My husband called me in the evening after work and said simply "I am
going to go look at the ferrets" at a particular store. I had been
thinking of looking at pictures of ferrets in shelters after deciding
that after Ping's horrendous loss, perhaps I really did deserve the
privilege of being a ferret Mommy again, but I planned on taking my
time. My husband is not known for patience. There is no such thing as
"just" looking at the ferrets in a place where they are sold when you
are bereaved and have a credit card. That's patently ridiculous. Me, I
quit drinking seventeen years ago. I don't just go "look" at beer in
the local package store. I don't go "look" at bars. There is no reason
for me to be at those places that is compatible with continued
sobriety. So I don't look.

My husband looked.

And, no surprise, he came home with a beautiful, dark, and lushly
whiskered fellow that I have named Todd, after my friend Todd Leuthold
who was murdered by crack thugs a year ago last month. He was only 50,
but he was a fragile diabetic and the beating he took killed him. The
thugs are in custody. They killed him for his new big screen TV, and
the money in his wallet. Every time my husband mentions the possibility
of getting a big screen TV, something in me rises up and snarls in a
purely primitive way. I would like five minutes with the thugs who Took
Todd from his little daughter and his friends. I don't need ten, five
would be quite sufficient.

Anyone who remembers Todd knows that he was a constant friend to
weasels. He called his the Fuzzbutt Rodeo Clowns. I took one look at
the ferret my husband brought home cradled in his hands, this ferret
with maybe the biggest butt I have ever seen on a weasel, and I thought
"This is a Fuzzbutt Rodeo Clown!" And so he is. After five months of
life in a cage, young Todd arrived not knowing how to dance, although
he had the heart for it. Now he has an entire house to play in, and as
my husband says, he is "learning his own dance." Precisely. Young Todd
is growing into his dance, learning how best to throw his head around
for pure joy and dook from his soul.

A dance is a very personal thing. I feel, at forty-three, that I am
just growing into my own dance. It is uniquely mine, and I hope that
it has very little in it of personal regret and pain that should have
long-since been discharged. I hope that it gives every appearance of a
joyous moment, and that it entertains. My friend Todd was, I believe,
just coming into his proper dance after a number of miss-steps that
caused not only himself but others substantial pain. He was getting
into the feel of it, the rhythms of joy and earned satisfaction in
obstacles overcome. And then, he was stilled forever.

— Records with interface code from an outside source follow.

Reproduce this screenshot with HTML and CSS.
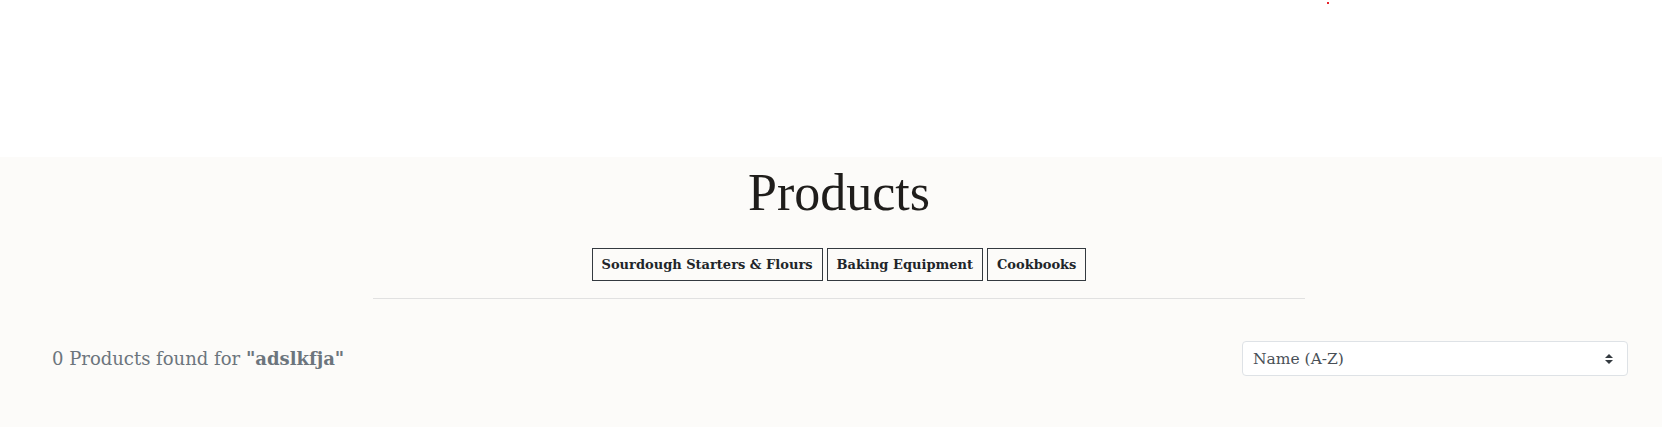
FILE: index.html
```html
<!DOCTYPE html>
<html lang="en">
<head>
<meta charset="utf-8">
<title>Products</title>
<link rel="stylesheet" href="styles.css">
</head>
<body>
<header class="topbar">
  <span class="dot"></span>
</header>
<main class="shop">
  <section class="intro">
    <h1 class="title">Products</h1>
    <nav class="cats">
      <a class="cat" href="#">Sourdough Starters &amp; Flours</a>
      <a class="cat" href="#">Baking Equipment</a>
      <a class="cat" href="#">Cookbooks</a>
    </nav>
    <hr class="rule">
  </section>
  <section class="results">
    <p class="count">0 Products found for <strong>"adslkfja"</strong></p>
    <div class="sort">
      <span class="sort-label">Name (A-Z)</span>
      <svg class="sort-icon" width="8" height="10" viewBox="0 0 4 5"><path fill="#343a40" d="M2 0L0 2h4zm0 5L0 3h4z"/></svg>
    </div>
  </section>
</main>
</body>
</html>
```
FILE: styles.css
```css
html, body {
  margin: 0;
  padding: 0;
  background: #ffffff;
}
body {
  font-family: "DejaVu Serif", "Liberation Serif", serif;
  color: #212529;
  height: 427px;
  overflow: hidden;
}
.topbar {
  height: 157px;
  position: relative;
}
.dot {
  position: absolute;
  left: 1327px;
  top: 2px;
  width: 2px;
  height: 2px;
  background: #e8242c;
}
.shop {
  background: #fcfbf9;
  height: 270px;
}
.intro {
  padding: 5px 0 0 16px;
  display: flex;
  flex-direction: column;
  align-items: center;
}
.title {
  margin: 0;
  font-family: "Liberation Serif", serif;
  font-weight: 400;
  font-size: 52px;
  line-height: 62px;
  color: #1f1d1b;
}
.cats {
  display: flex;
  gap: 4px;
  margin-top: 24px;
}
.cat {
  display: block;
  border: 1px solid #343a40;
  height: 31px;
  line-height: 31px;
  padding: 0 9px;
  font-size: 13px;
  font-weight: 700;
  color: #212529;
  text-decoration: none;
}
.rule {
  width: 932px;
  margin: 17px 0 0;
  border: 0;
  border-top: 1px solid #e1e1e1;
}
.results {
  display: flex;
  justify-content: space-between;
  align-items: center;
  padding: 42px 34px 0 52px;
}
.count {
  margin: 0;
  font-size: 18px;
  color: #6c757d;
}
.count strong {
  font-weight: 700;
}
.sort {
  height: 33px;
  border: 1px solid #dee2e6;
  border-radius: 4px;
  background: #ffffff;
  display: flex;
  align-items: center;
  justify-content: space-between;
  padding: 0 14px 0 10px;
  box-sizing: content-box;
  width: 360px;
}
.sort-label {
  font-size: 15.5px;
  color: #495057;
}
.sort-icon {
  display: block;
}
```
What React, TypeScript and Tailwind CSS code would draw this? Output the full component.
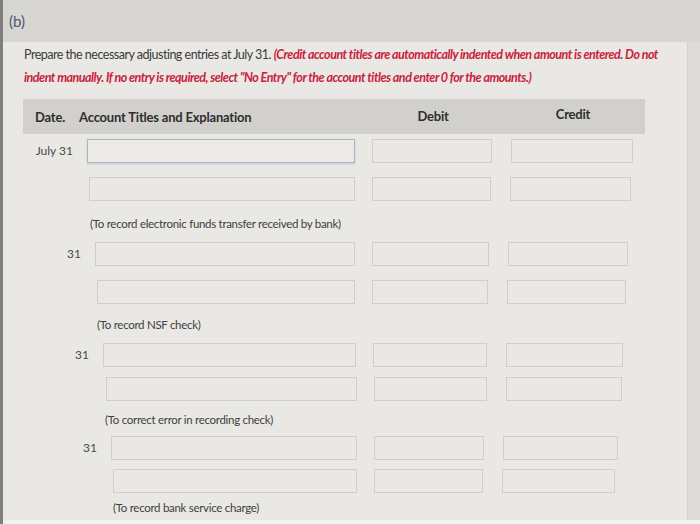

Perhaps Todd would forgive me for the endearment I give to his
name-sake. I call him...Chunky-Butt. But only when Puma is not
listening. Puma, for her part, has come alive again. She grooms Todd
from tail to ears, and snuggles against him each night. They engage in
loud, rompin' stompin' play. The noise is unavoidable, Todd is built
like a loaf of sandwich bread and weighs three times what she does.
(Please don't throw lightning bolts down on me from the afterlife,
Todd, for saying so but...um..young Todd greatly resembles you in form.
There is a reason I call him Chunky-Butt.) And every day, he grows a
little more into his dance. May all of you find and embrace your
personal dance if you have not already done so. The rhythm is there,
you just have to give yourself to it.